Ambition, thy name is Karl.
Not only did the Kaiser create a spectacular set inside the Grand Palais, but he also doubled down on collections. Indeed, Fall 2015 Couture at Chanel offered a chance for a winning combination wherein Lagerfeld showcased 67 couture looks and unleashed a reissue of high-jewelry pieces from the 1932 collection ‘Bijoux de Diamants’.
An impressive roster of A-list celebrities, including Kristen Stewart, Julianne Moore, and Rita Ora, populated the stage’s central tables, dripping in diamonds from the collection and outfitted in custom, individual designs. As if this amalgam of set, celebrity, and fantasy weren’t enough, Lagerfeld also managed to turn out a gorgeous collection that ran the gamut from iconic suits and geisha gowns to flapper slip dresses and Pilgrim frocks.

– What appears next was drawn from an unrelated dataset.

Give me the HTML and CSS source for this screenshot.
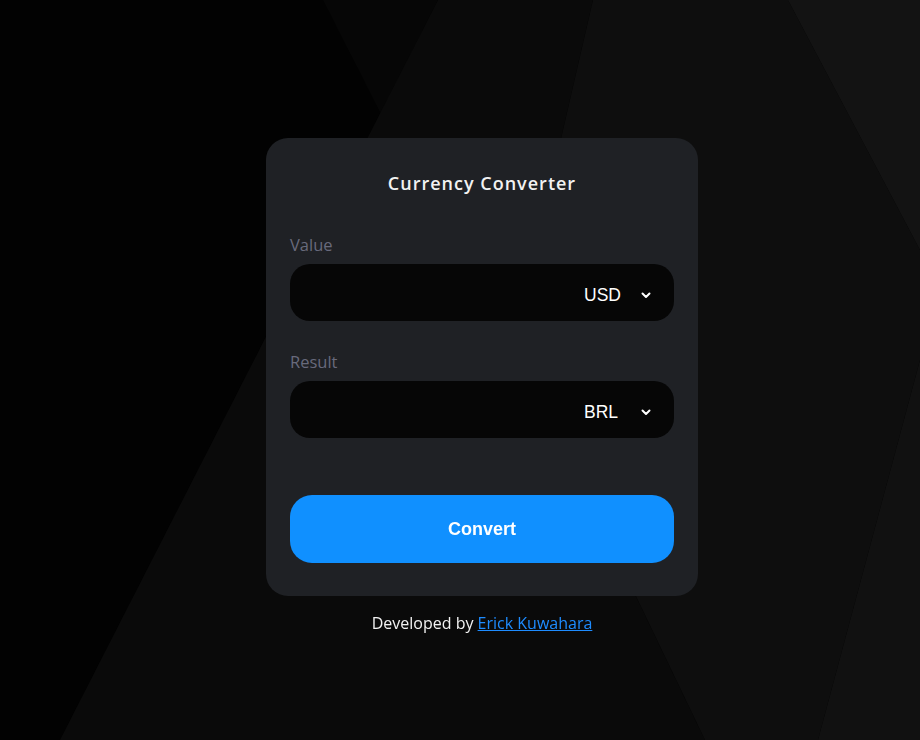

Onlookers certainly had plenty to talk about after the show.
For those not easily distracted by the twin flames of stardom and beauty, the collection itself held unique design interest. In Belgium, Lagerfeld forged the brand’s signature suits that populated the beginning of the show by using a technique called “selective laser sintering” on a 3-D computer. Although the ten suits that opened the show were instantly recognizable as the works of Chanel, there was something iridescent and futuristic about the sturdiness of their quilted, mesh sleeves and synthetic shine. While their structure was machine made, they were still lined and decorated by hand, which kept them firmly on couture footing (according to very strict measures set in place by industry law). The mood quickly changed as more familiar sights passed our eyes: there were stunning bouclé tweeds crafted by famed embroidery house Lesage, exquisitely intricate “mosaics” made from tweed tiles that cropped up along hemlines, fully feathered looks crafted by Maison Lemarié, and lush silks dotted with pinpricks of pearls and spiky paillettes.

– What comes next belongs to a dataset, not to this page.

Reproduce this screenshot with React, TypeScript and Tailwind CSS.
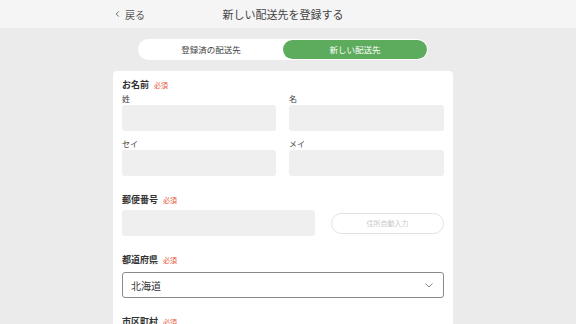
import * as React from 'react';

const FONT = "font-['Noto_Sans_CJK_JP','Noto_Sans',sans-serif]";

function Required() {
  return <span className="ml-[5px] text-[7px] text-[#e8553a]">必須</span>;
}

function SectionTitle({ children, className = '' }: { children: React.ReactNode; className?: string }) {
  return (
    <div className={`flex items-center h-[12px] leading-[12px] ${className}`}>
      <span className="text-[9px] font-bold text-[#333]">{children}</span>
      <Required />
    </div>
  );
}

function Field({ label }: { label: string }) {
  return (
    <div className="flex flex-col">
      <div className="h-[12px] leading-[12px] text-[8px] text-[#444]">{label}</div>
      <div className="h-[26px] rounded-[3px] bg-[#efefef]" />
    </div>
  );
}

export default function App() {
  return (
    <div className={`w-[576px] h-[324px] overflow-hidden bg-[#ebebeb] ${FONT}`}>
      <header className="h-[28px] bg-[#f5f5f5] flex justify-center pr-[10px]">
        <div className="w-[340px] relative flex items-center justify-center">
          <button className="absolute left-[1px] flex items-center gap-[4px] text-[10px] text-[#555]">
            <svg width="7" height="8" viewBox="0 0 8 8" fill="none" stroke="#666" strokeWidth="1.1">
              <path d="M5.5 1 L2.5 4 L5.5 7" />
            </svg>
            戻る
          </button>
          <h1 className="text-[11px] text-[#444]">新しい配送先を登録する</h1>
        </div>
      </header>

      <div className="flex flex-col items-center pr-[10px]">
        <div className="mt-[11px] w-[290px] h-[21px] rounded-full bg-white flex p-[1px]">
          <div className="flex-1 flex items-center justify-center text-[8.5px] text-[#444]">登録済の配送先</div>
          <div className="flex-1 flex items-center justify-center rounded-full bg-[#5dab5c] text-[8.5px] text-white">新しい配送先</div>
        </div>

        <div className="mt-[11px] w-[340px] h-[260px] bg-white rounded-t-[4px] px-[9px] pt-[8px]">
          <SectionTitle>お名前</SectionTitle>
          <div className="grid grid-cols-[154px_155px] gap-x-[13px] gap-y-[7px] mt-[2px]">
            <Field label="姓" />
            <Field label="名" />
            <Field label="セイ" />
            <Field label="メイ" />
          </div>

          <SectionTitle className="mt-[18px]">郵便番号</SectionTitle>
          <div className="mt-[4px] flex items-center gap-[16px]">
            <div className="w-[193px] h-[26px] rounded-[3px] bg-[#efefef]" />
            <button className="flex-1 h-[21px] rounded-full border border-[#e2e2e2] text-[7px] text-[#c8c8c8]">住所自動入力</button>
          </div>

          <SectionTitle className="mt-[18px]">都道府県</SectionTitle>
          <div className="mt-[6px] h-[26px] rounded-[3px] border border-[#8a8a8a] flex items-center justify-between pl-[8px] pr-[10px]">
            <span className="text-[10px] text-[#333]">北海道</span>
            <svg width="8" height="5" viewBox="0 0 8 5" fill="none" stroke="#777" strokeWidth="0.9">
              <path d="M0.5 0.5 L4 4 L7.5 0.5" />
            </svg>
          </div>

          <SectionTitle className="mt-[18px]">市区町村</SectionTitle>
        </div>
      </div>
    </div>
  );
}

While roulette wheels spun in the background, Chanel’s couture designs calmly circulated the floor. There were fanciful strapless gowns made from a woven confetti material, lacquered leather cap-sleeved dresses interrupted by a swath of tiered feathers, frothy chiffon frocks, flimsy Lurex slip dresses, and so much more. Chanel’s noir gowns were especially gorgeous — as ornamental as a Vegas showgirl, but a thousand times more expensive. They came draped with chandelier ropes, scored with jet-black beading, and fluffed with frilly layers. There was much ado about Kendall Jenner’s closing look — a bridal pantsuit with a gauzy train emanating from the shoulders — but, after all the haphazard opulence of preceding looks, it felt rather plain. Having said that, after such a recherché display, Lagerfeld could have gotten away with a closing look made of sackcloth and ashes.
After all, fashion can be a high-stakes game, but in the cercle privé everyone wins.